Make certain that the search engines can visit and index your website. The blocking of search engines occurs more often than you may think. Developers disallow all spiders on the beta site then forget to change over the robot.txt file when the new website goes live.

Robots Meta Tag

Make sure any noindex Meta Robots tags have been removed, except those which should be in place for SEO or security reasons.

<META NAME=”ROBOTS” CONTENT=”NOINDEX, NOFOLLOW”>

Run a Crawl

The only way to view your whole website the same way that search engines do is to crawl it. Two tools that do this are Xenu Link Sleuth and Screaming Frog.

Check for Broken Links

Sometimes the switch from development or beta site to live site does not go as planned. Use the crawl that you ran to check for broken links.

HTTP Headers

After launch all your pages should return a 200 File Found server response code. Use your crawl data to confirm this.

Analytics & Webmaster Tools Code

Check that your analytics and webmaster tools code is in place and working. Your website should be registered with Google and Bing. I’d also register with Yahoo Site Explorer until they officially shut down. You can register with Yandex too.

XML Sitemaps

If your website uses XML sitemaps, verify them in Bing and Google webmaster tools.

301 Redirects

When redesigning a website an SEO best practice is to reuse as many URLs as you can. Of course this is not always possible. Be sure old URLs 301 redirect to their replacements.

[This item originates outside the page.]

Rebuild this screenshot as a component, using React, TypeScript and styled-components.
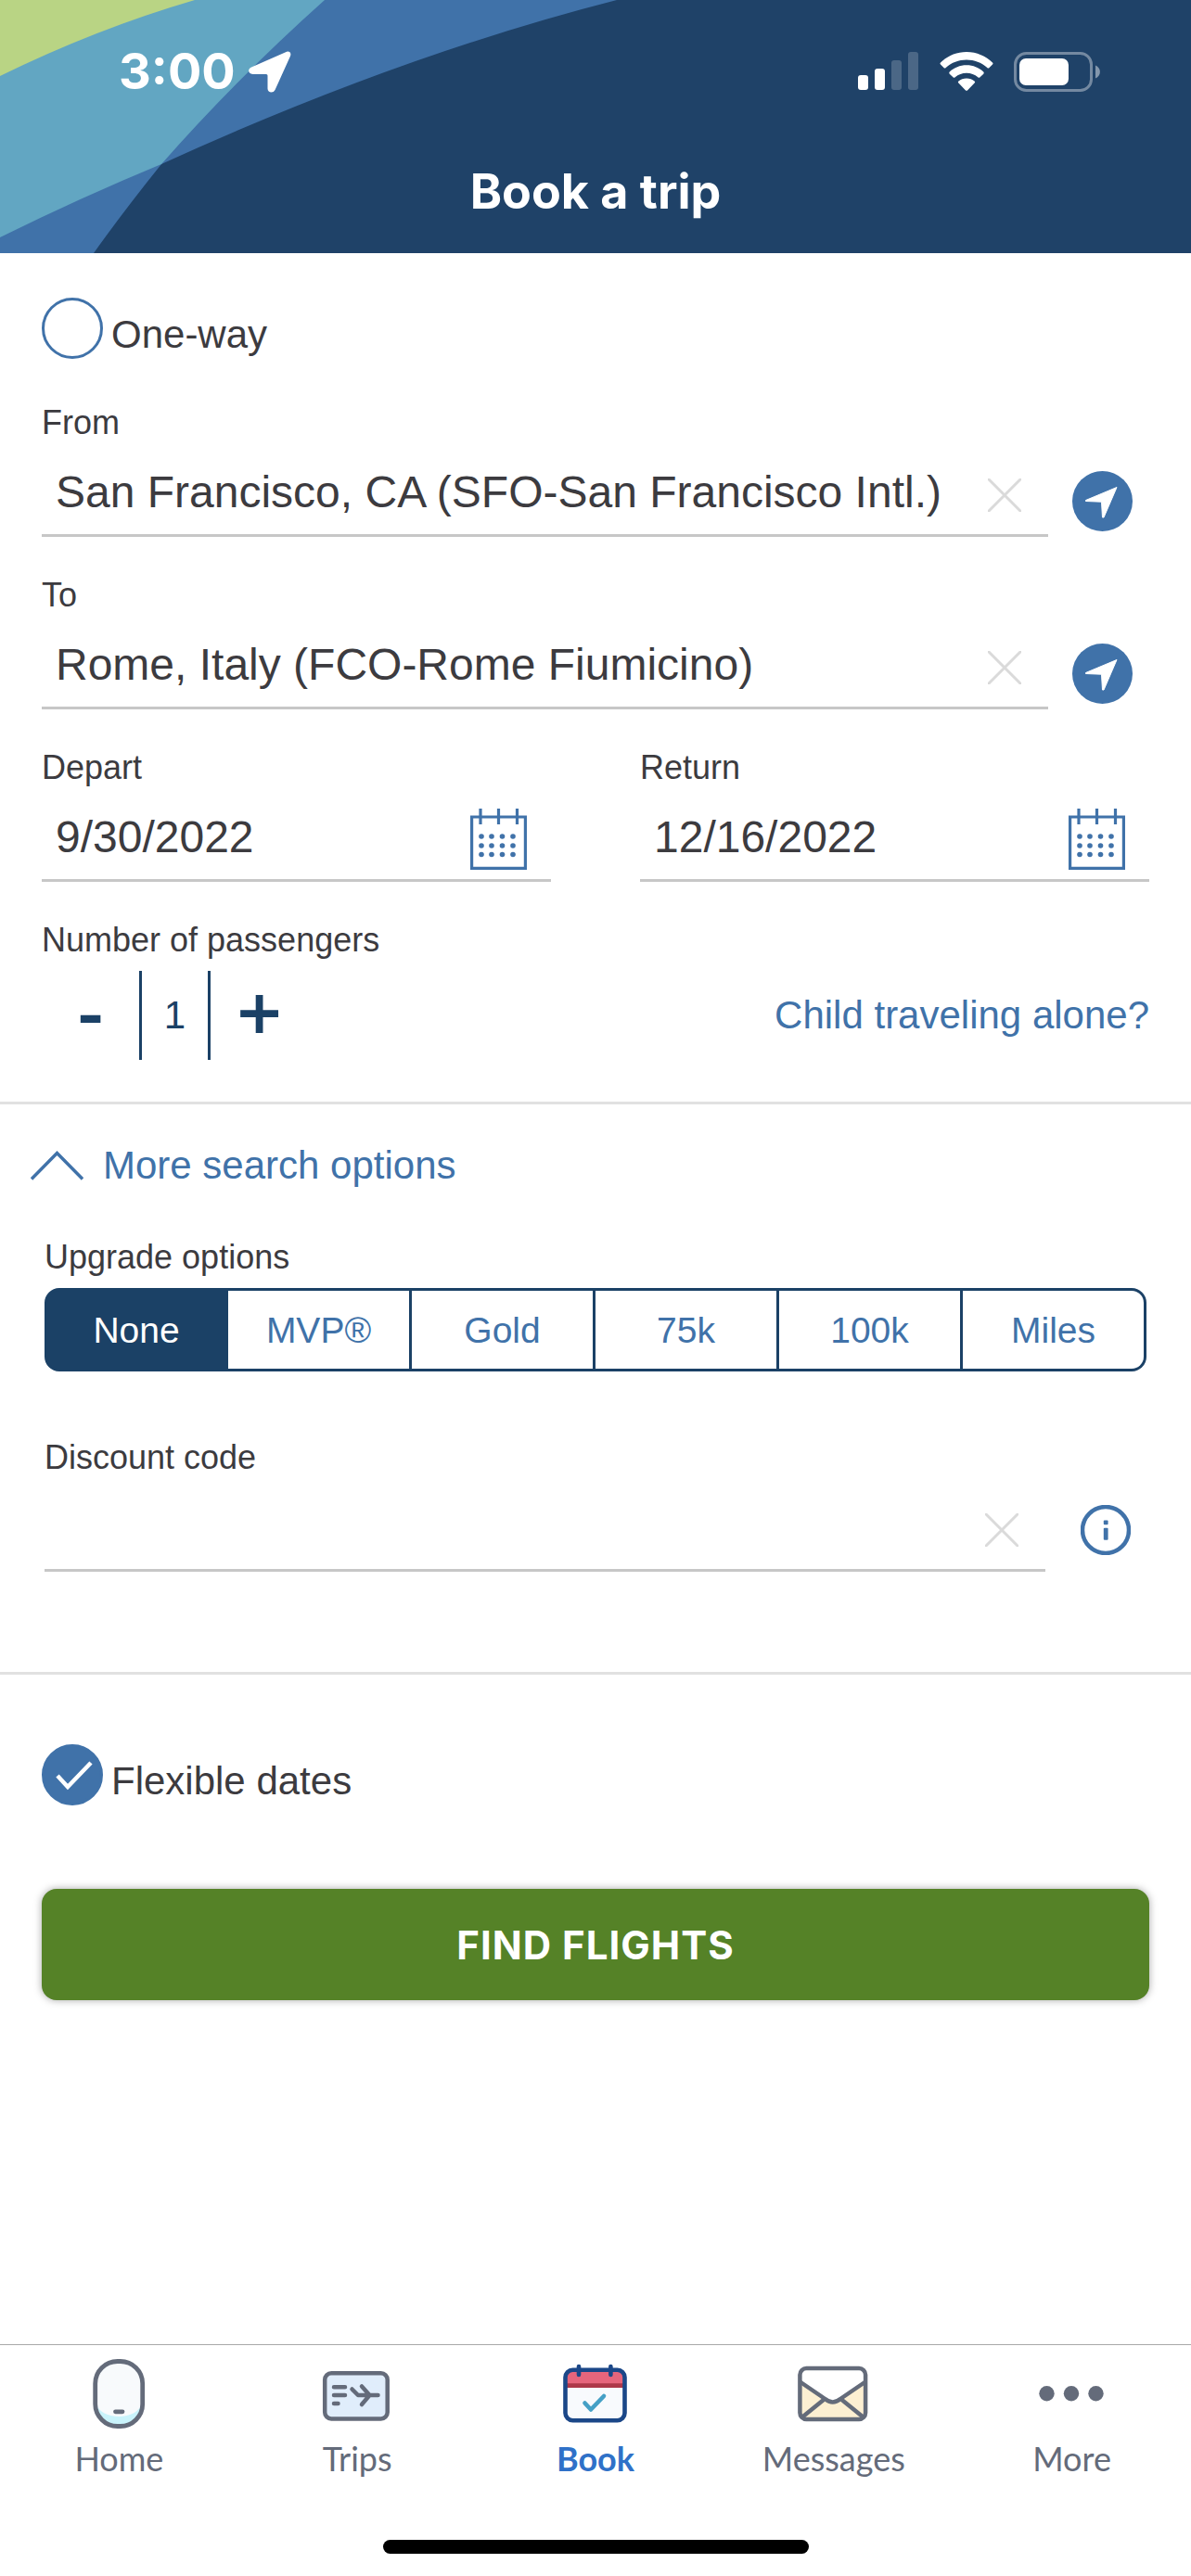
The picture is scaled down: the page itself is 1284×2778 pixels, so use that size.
import React, { useState } from "react";
import styled, { createGlobalStyle } from "styled-components";

const color = {
  navy: "#1f4268",
  deep: "#1b4166",
  blue: "#4072a9",
  teal: "#62a6c2",
  lime: "#b9d484",
  text: "#3c3b3f",
  line: "#c7c7c7",
  rule: "#e1e1e1",
  green: "#558227",
  slate: "#646b7a",
  active: "#2f71c8",
};

const sans = `"Liberation Sans", Arial, sans-serif`;
const ui = `Inter, Roboto, sans-serif`;
const geometric = `Lato, Inter, sans-serif`;

const GlobalStyle = createGlobalStyle`
  *, *::before, *::after { box-sizing: border-box; }
  body { margin: 0; background: #fff; color: ${color.text}; font-family: ${sans}; }
  button, input { font: inherit; color: inherit; }
  button { border: 0; padding: 0; background: none; cursor: pointer; }
  svg { display: block; flex: none; }
`;

const Page = styled.div`
  display: flex;
  flex-direction: column;
  min-height: 100vh;
`;

/* ---------- header ---------- */

const Header = styled.header`
  position: relative;
  height: 273px;
  overflow: hidden;
  background: ${color.navy};
  color: #fff;
  font-family: ${ui};
`;

const Swoosh = styled.svg`
  position: absolute;
  inset: 0 auto auto 0;
`;

const HeaderContent = styled.div`
  position: relative;
  display: flex;
  flex-direction: column;
`;

const StatusBar = styled.div`
  display: flex;
  align-items: center;
  justify-content: space-between;
  height: 154px;
  padding: 0 96px 0 128px;
`;

const StatusGroup = styled.div<{ $gap: number }>`
  display: flex;
  align-items: center;
  gap: ${(p) => p.$gap}px;
`;

const Clock = styled.time`
  font-size: 54px;
  line-height: 64px;
  font-weight: 700;
`;

const Title = styled.h1`
  margin: 0;
  padding-top: 22px;
  font-size: 52px;
  line-height: 62px;
  font-weight: 700;
  text-align: center;
`;

/* ---------- form ---------- */

const Form = styled.form`
  flex: 1;
`;

const TripSection = styled.section`
  padding: 48px 45px 45px;
  border-bottom: 3px solid ${color.rule};
`;

const OptionsSection = styled.section`
  padding: 42px 48px 108px;
  border-bottom: 3px solid ${color.rule};
`;

const SubmitSection = styled.section`
  padding: 75px 45px;
`;

const CheckLabel = styled.label`
  display: flex;
  align-items: center;
  gap: 9px;
  width: fit-content;
  font-size: 42px;
  line-height: 48px;
`;

const CheckText = styled.span`
  padding-top: 14px;
`;

const CheckBox = styled.span`
  display: grid;
  & > * {
    grid-area: 1 / 1;
  }
`;

const CheckInput = styled.input`
  appearance: none;
  width: 66px;
  height: 66px;
  margin: 0;
  border: 3px solid ${color.blue};
  border-radius: 50%;
  &:checked {
    background: ${color.blue};
  }
`;

const FieldStack = styled.div`
  display: flex;
  flex-direction: column;
  gap: 42px;
  margin-top: 48px;
`;

const FieldPair = styled.div`
  display: grid;
  grid-template-columns: 1fr 1fr;
  gap: 96px;
`;

const Field = styled.div`
  display: flex;
  flex-direction: column;
  min-width: 0;
`;

const FieldLabel = styled.label`
  font-size: 36px;
  line-height: 42px;
`;

const FieldRow = styled.div`
  display: flex;
  align-items: flex-end;
`;

const InputLine = styled.div<{ $end: number }>`
  flex: 1;
  min-width: 0;
  display: flex;
  align-items: flex-end;
  height: 102px;
  padding: 0 ${(p) => p.$end}px 0 15px;
  border-bottom: 3px solid ${color.line};
`;

const TextInput = styled.input`
  flex: 1;
  min-width: 0;
  height: 99px;
  padding: 8px 0 0;
  border: 0;
  outline: 0;
  background: transparent;
  font-size: 48px;
`;

const DateLine = styled(InputLine)`
  flex: none;
`;

const ClearButton = styled.button`
  margin-bottom: 24px;
`;

const CalendarButton = styled.button`
  margin-bottom: 10px;
`;

const LocateButton = styled.button`
  margin: 0 18px 6px 26px;
`;

const InfoButton = styled.button`
  margin: 0 17px 18px 38px;
`;

const PassengerRow = styled.div`
  display: flex;
  align-items: center;
  justify-content: space-between;
  margin-top: 12px;
  font-size: 42px;
`;

const Stepper = styled.div`
  display: flex;
  height: 96px;
  color: ${color.deep};
`;

const StepButton = styled.button`
  width: 105px;
  padding-bottom: 4px;
  font-size: 80px;
  line-height: 80px;
  -webkit-text-stroke: 2px ${color.deep};
`;

const StepValue = styled.output`
  display: grid;
  place-items: center;
  width: 77px;
  border: solid ${color.deep};
  border-width: 0 3px;
`;

const TextLink = styled.a`
  color: ${color.blue};
  text-decoration: none;
`;

const Disclosure = styled.button`
  display: flex;
  align-items: center;
  gap: 21px;
  margin-left: -15px;
  color: ${color.blue};
  font-size: 42px;
  line-height: 48px;
`;

const OptionGroup = styled.div`
  display: flex;
  flex-direction: column;
  gap: 12px;
  margin: 54px 0 72px;
`;

const Segments = styled.div`
  display: grid;
  grid-template-columns: repeat(6, 1fr);
  height: 90px;
`;

const Segment = styled.button<{ $on: boolean }>`
  padding-top: 2px;
  border: 3px solid ${color.deep};
  border-left-width: 0;
  background: ${(p) => (p.$on ? color.deep : "#fff")};
  color: ${(p) => (p.$on ? "#fff" : color.blue)};
  font-size: 39px;
  &:first-child {
    border-left-width: 3px;
    border-radius: 16px 0 0 16px;
  }
  &:last-child {
    border-radius: 0 16px 16px 0;
  }
`;

const SubmitButton = styled.button`
  width: 100%;
  height: 120px;
  margin-top: 90px;
  border-radius: 16px;
  background: ${color.green};
  box-shadow: 0 0 8px rgba(0, 0, 0, 0.35);
  color: #fff;
  font-family: ${ui};
  font-size: 42px;
  font-weight: 700;
  letter-spacing: 1px;
`;

/* ---------- tab bar ---------- */

const TabBar = styled.footer`
  border-top: 1px solid #a9a9a9;
  padding-bottom: 24px;
  font-family: ${geometric};
`;

const Tabs = styled.nav`
  display: grid;
  grid-template-columns: repeat(5, 1fr);
  padding: 15px 0 66px;
`;

const Tab = styled.a<{ $active?: boolean }>`
  display: flex;
  flex-direction: column;
  align-items: center;
  gap: 9px;
  color: ${(p) => (p.$active ? color.active : color.slate)};
  font-size: 36px;
  line-height: 44px;
  font-weight: ${(p) => (p.$active ? 700 : 400)};
  text-decoration: none;
`;

const HomeIndicator = styled.div`
  width: 459px;
  height: 15px;
  margin: 0 auto;
  border-radius: 8px;
  background: #000;
`;

/* ---------- icons ---------- */

const HeaderArt = () => (
  <Swoosh width="665" height="273" viewBox="0 0 665 273" aria-hidden="true">
    <path d="M0 0H665Q430 60 174 177Q87 213 0 256Z" fill={color.blue} />
    <path d="M0 0H350Q256 84 174 177Q133 228 101 273H0Z" fill={color.blue} />
    <path d="M0 0H350Q256 84 174 177Q87 213 0 256Z" fill={color.teal} />
    <path d="M0 0H210Q104 31 0 82Z" fill={color.lime} />
  </Swoosh>
);

const StatusArrow = () => (
  <svg width="46" height="45" viewBox="0 0 46 45" fill="#fff" aria-hidden="true">
    <path d="M40 1.200C43.500-.6 46.500 2 45 5.500L28.500 42C26.500 46 20.500 45 20.500 40.500V26.500Q20.500 25 19 25H4.500C-.5 25-1.500 19.500 3 17.500Z" />
  </svg>
);

const Signal = () => (
  <svg width="66" height="42" viewBox="0 0 66 42" fill="#fff" aria-hidden="true">
    <rect x="0" y="25" width="11" height="16" rx="3" />
    <rect x="18" y="18" width="11" height="23" rx="3" />
    <rect x="36" y="9" width="11" height="32" rx="3" opacity=".2" />
    <rect x="54" y="0" width="11" height="41" rx="3" opacity=".2" />
  </svg>
);

const Wifi = () => (
  <svg width="58" height="42" viewBox="0 0 58 42" fill="#fff" aria-hidden="true">
    <path d="M29 0C40 0 50 4.500 57 11.500Q58 12.500 57 13.600L53.500 17Q52.500 18 51.300 17C45 11.500 37.500 8.600 29 8.600S13 11.500 6.700 17Q5.500 18 4.500 17L1 13.600Q0 12.500 1 11.500C8 4.500 18 0 29 0Z" />
    <path d="M29 14.300C36 14.300 42.500 17 47.300 21.500Q48.300 22.600 47.300 23.700L43.500 27.300Q42.500 28.300 41.300 27.300C37.800 24.500 33.700 22.800 29 22.800S20.200 24.500 16.700 27.300Q15.500 28.300 14.500 27.300L10.700 23.700Q9.700 22.600 10.700 21.500C15.500 17 22 14.300 29 14.300Z" />
    <path d="M29 28.500C32.300 28.500 35.300 29.600 37.500 31.400Q38.700 32.500 37.600 33.600L30.200 41.200Q29 42.300 27.800 41.200L20.400 33.600Q19.300 32.500 20.500 31.400C22.700 29.600 25.700 28.500 29 28.500Z" />
  </svg>
);

const Battery = () => (
  <svg width="95" height="43" viewBox="0 0 95 43" fill="#fff" aria-hidden="true">
    <rect x="1.500" y="1.500" width="82" height="40" rx="12" fill="none" stroke="#fff" strokeWidth="3" opacity=".38" />
    <path d="M88 14.500C94.500 17 94.500 26 88 28.500Z" opacity=".45" />
    <rect x="6" y="7" width="53" height="29" rx="7" />
  </svg>
);

const CheckMark = () => (
  <svg width="66" height="66" viewBox="0 0 66 66" fill="none" stroke="#fff" strokeWidth="4.500" pointerEvents="none" aria-hidden="true">
    <path d="M17 34L28 46L53 20" />
  </svg>
);

const ClearIcon = () => (
  <svg width="36" height="36" viewBox="0 0 36 36" stroke="#dadada" strokeWidth="3" aria-hidden="true">
    <path d="M0 0L36 36M36 0L0 36" />
  </svg>
);

const LocateIcon = () => (
  <svg width="65" height="65" viewBox="0 0 65 65" aria-hidden="true">
    <circle cx="32.500" cy="32.500" r="32.500" fill={color.blue} />
    <path d="M14.500 31.500L48 17.500L34 50H32.500L31.500 33.200L14.500 32.500Z" fill="#fff" stroke="#fff" strokeLinejoin="round" />
  </svg>
);

const CalendarIcon = () => (
  <svg width="61" height="66" viewBox="0 0 61 66" fill="none" stroke={color.blue} strokeWidth="3.200" aria-hidden="true">
    <path d="M1.600 9H59.400V64.400H1.600ZM11 0V17M30.500 0V17M50.500 0V17" />
    {[30, 40, 49.5].map((y) =>
      [12, 23, 34.5, 46].map((x) => (
        <circle key={`${x}-${y}`} cx={x} cy={y} r="2.800" fill={color.blue} stroke="none" />
      ))
    )}
  </svg>
);

const ChevronIcon = () => (
  <svg width="57" height="32" viewBox="0 0 57 32" fill="none" stroke={color.blue} strokeWidth="3.500" aria-hidden="true">
    <path d="M1 30.500L28.500 2.500L56 30.500" />
  </svg>
);

const InfoIcon = () => (
  <svg width="54" height="54" viewBox="0 0 54 54" fill={color.blue} aria-hidden="true">
    <circle cx="27" cy="27" r="25" fill="none" stroke={color.blue} strokeWidth="4.500" />
    <rect x="24.800" y="16.500" width="4.800" height="4.800" rx="1" />
    <rect x="24.800" y="24.800" width="4.800" height="13" rx="1" />
  </svg>
);

const HomeIcon = () => (
  <svg width="96" height="76" viewBox="0 0 96 76" aria-hidden="true">
    <rect x="22.700" y="2.500" width="51" height="70" rx="24" fill="#c9f3fb" />
    <path d="M22.700 26.500A24 24 0 0 1 46.700 2.500H49.700A24 24 0 0 1 73.700 26.500V46C71 57 60 62 48.200 62S25.500 57 22.700 46Z" fill="#f8fafc" />
    <rect x="22.700" y="2.500" width="51" height="70" rx="24" fill="none" stroke={color.slate} strokeWidth="4.800" />
    <path d="M44.500 56.800H52" stroke={color.slate} strokeWidth="4.800" strokeLinecap="round" />
  </svg>
);

const TripsIcon = () => (
  <svg width="96" height="76" viewBox="0 0 96 76" fill="none" stroke={color.slate} strokeWidth="4.500" strokeLinecap="round" strokeLinejoin="round" aria-hidden="true">
    <rect x="13.200" y="15.300" width="67.500" height="49.200" rx="7" fill="#e0edfb" />
    <path d="M23 30.300H35M23 39H35M23 48H27.500" />
    <path d="M42.500 32.500L49 39H70.500M53 29.500L61.500 39L53 49" />
  </svg>
);

const BookIcon = () => (
  <svg width="96" height="76" viewBox="0 0 96 76" fill="none" strokeLinecap="round" strokeLinejoin="round" aria-hidden="true">
    <rect x="15.500" y="11.700" width="64" height="54.500" rx="8" fill="#f8fafd" />
    <path d="M15.500 27V19.700A8 8 0 0 1 23.500 11.700H71.500A8 8 0 0 1 79.500 19.700V27Z" fill="#e6657c" />
    <path d="M15.500 26.300H79.500V31H15.500Z" fill="#ad3849" />
    <rect x="15.500" y="11.700" width="64" height="54.500" rx="8" stroke="#1b4788" strokeWidth="4.600" />
    <path d="M30 8V17M64.400 8V17" stroke="#1b4788" strokeWidth="4.600" />
    <path d="M36.500 47.500L43 54.500L57 40" stroke="#45a0c6" strokeWidth="4.600" />
  </svg>
);

const MessagesIcon = () => (
  <svg width="96" height="76" viewBox="0 0 96 76" fill="none" stroke={color.slate} strokeWidth="4.500" strokeLinejoin="round" aria-hidden="true">
    <path d="M11.400 25L39 43.500Q46.700 49 54.500 43.500L82.100 25V58Q82.100 65 75 65H18.500Q11.400 65 11.400 58Z" fill="#fcefd2" stroke="none" />
    <rect x="11.400" y="10" width="70.700" height="55" rx="7" />
    <path d="M11.400 24.500L38.500 43Q46.700 50 55 43L82.100 24.500M13.500 63L37.500 43.500M80 63L56 43.500" />
  </svg>
);

const MoreIcon = () => (
  <svg width="96" height="76" viewBox="0 0 96 76" fill={color.slate} aria-hidden="true">
    <circle cx="20.500" cy="37.300" r="8.200" />
    <circle cx="47" cy="37.300" r="8.200" />
    <circle cx="73.500" cy="37.300" r="8.200" />
  </svg>
);

/* ---------- parts ---------- */

type CheckProps = { label: string; checked: boolean; onChange: (v: boolean) => void };

const Check = ({ label, checked, onChange }: CheckProps) => (
  <CheckLabel>
    <CheckBox>
      <CheckInput type="checkbox" checked={checked} onChange={(e) => onChange(e.target.checked)} />
      {checked && <CheckMark />}
    </CheckBox>
    <CheckText>{label}</CheckText>
  </CheckLabel>
);

type TextFieldProps = { id: string; label: string; initial: string; action: React.ReactNode };

const ClearableField = ({ id, label, initial, action }: TextFieldProps) => {
  const [value, setValue] = useState(initial);
  return (
    <Field>
      <FieldLabel htmlFor={id}>{label}</FieldLabel>
      <FieldRow>
        <InputLine $end={29}>
          <TextInput id={id} type="text" value={value} onChange={(e) => setValue(e.target.value)} />
          <ClearButton type="button" aria-label={`Clear ${label}`} onClick={() => setValue("")}>
            <ClearIcon />
          </ClearButton>
        </InputLine>
        {action}
      </FieldRow>
    </Field>
  );
};

const DateField = ({ id, label, initial }: { id: string; label: string; initial: string }) => (
  <Field>
    <FieldLabel htmlFor={id}>{label}</FieldLabel>
    <DateLine $end={26}>
      <TextInput id={id} type="text" defaultValue={initial} />
      <CalendarButton type="button" aria-label={`Choose ${label} date`}>
        <CalendarIcon />
      </CalendarButton>
    </DateLine>
  </Field>
);

const Locate = () => (
  <LocateButton type="button" aria-label="Use current location">
    <LocateIcon />
  </LocateButton>
);

const upgrades = ["None", "MVP®", "Gold", "75k", "100k", "Miles"];

const tabs = [
  { name: "Home", Icon: HomeIcon },
  { name: "Trips", Icon: TripsIcon },
  { name: "Book", Icon: BookIcon },
  { name: "Messages", Icon: MessagesIcon },
  { name: "More", Icon: MoreIcon },
];

export default function App() {
  const [oneWay, setOneWay] = useState(false);
  const [flexible, setFlexible] = useState(true);
  const [passengers, setPassengers] = useState(1);
  const [expanded, setExpanded] = useState(true);
  const [upgrade, setUpgrade] = useState("None");

  return (
    <Page>
      <GlobalStyle />
      <Header>
        <HeaderArt />
        <HeaderContent>
          <StatusBar>
            <StatusGroup $gap={14}>
              <Clock>3:00</Clock>
              <StatusArrow />
            </StatusGroup>
            <StatusGroup $gap={22}>
              <Signal />
              <Wifi />
              <Battery />
            </StatusGroup>
          </StatusBar>
          <Title>Book a trip</Title>
        </HeaderContent>
      </Header>

      <Form onSubmit={(e) => e.preventDefault()}>
        <TripSection>
          <Check label="One-way" checked={oneWay} onChange={setOneWay} />
          <FieldStack>
            <ClearableField id="from" label="From" initial="San Francisco, CA (SFO-San Francisco Intl.)" action={<Locate />} />
            <ClearableField id="to" label="To" initial="Rome, Italy (FCO-Rome Fiumicino)" action={<Locate />} />
            <FieldPair>
              <DateField id="depart" label="Depart" initial="9/30/2022" />
              <DateField id="return" label="Return" initial="12/16/2022" />
            </FieldPair>
            <Field>
              <FieldLabel htmlFor="passengers">Number of passengers</FieldLabel>
              <PassengerRow>
                <Stepper>
                  <StepButton type="button" aria-label="Fewer passengers" onClick={() => setPassengers(Math.max(1, passengers - 1))}>
                    -
                  </StepButton>
                  <StepValue id="passengers">{passengers}</StepValue>
                  <StepButton type="button" aria-label="More passengers" onClick={() => setPassengers(passengers + 1)}>
                    +
                  </StepButton>
                </Stepper>
                <TextLink href="#child">Child traveling alone?</TextLink>
              </PassengerRow>
            </Field>
          </FieldStack>
        </TripSection>

        <OptionsSection>
          <Disclosure type="button" aria-expanded={expanded} onClick={() => setExpanded(!expanded)}>
            <ChevronIcon />
            More search options
          </Disclosure>
          {expanded && (
            <>
              <OptionGroup>
                <FieldLabel as="span" id="upgrade-label">Upgrade options</FieldLabel>
                <Segments role="group" aria-labelledby="upgrade-label">
                  {upgrades.map((u) => (
                    <Segment key={u} type="button" $on={u === upgrade} aria-pressed={u === upgrade} onClick={() => setUpgrade(u)}>
                      {u}
                    </Segment>
                  ))}
                </Segments>
              </OptionGroup>
              <ClearableField
                id="discount"
                label="Discount code"
                initial=""
                action={
                  <InfoButton type="button" aria-label="About discount codes">
                    <InfoIcon />
                  </InfoButton>
                }
              />
            </>
          )}
        </OptionsSection>

        <SubmitSection>
          <Check label="Flexible dates" checked={flexible} onChange={setFlexible} />
          <SubmitButton type="submit">FIND FLIGHTS</SubmitButton>
        </SubmitSection>
      </Form>

      <TabBar>
        <Tabs>
          {tabs.map(({ name, Icon }) => (
            <Tab key={name} href={`#${name.toLowerCase()}`} $active={name === "Book"} aria-current={name === "Book" ? "page" : undefined}>
              <Icon />
              {name}
            </Tab>
          ))}
        </Tabs>
        <HomeIndicator />
      </TabBar>
    </Page>
  );
}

This will help the search engines index your new website and transfer ranking authority from off-site links. It provides a better user experience for visitors from off-site links too.

Not every page has a one-to-one replacement. If the category for a depreciated page exists, 301 redirect to the new site’s category page. Otherwise a 404 is permissible.

Check for 302 Redirects

A 301 redirect is a permanent redirect. Search engines know to forward ranking authority through a 301 redirect from the old page to the new page. The other type of redirects is a 302 or temporary redirect. Search engines will not pass authority through a 302 redirect; it’s like a brick wall, so it should never be used.

Check 404s for External Links

After you make certain your 301 redirects are in place and working, check the 404 ages for external links using a tool like Open Site Explorer. Ranking strength is passed from site to site via links. Recycle unused ranking strength by pointing them to SEO keyword hub pages that can use a boost.

Page Speed

Page speed, how long it takes pages to appear in the browser and finish loading, is both a usability and an SEO factor. Check your website’s page loading speed. Pages should load quickly, within a couple seconds.

I am only listing a thin slice of SEO here. I assume you will cover bigger SEO opportunities like site architecture and important keyword targeting during the website visioning, design and build/copy writing phases and that your will conduct ongoing search engine optimization after launch.

What’s on your after launch SEO checklist?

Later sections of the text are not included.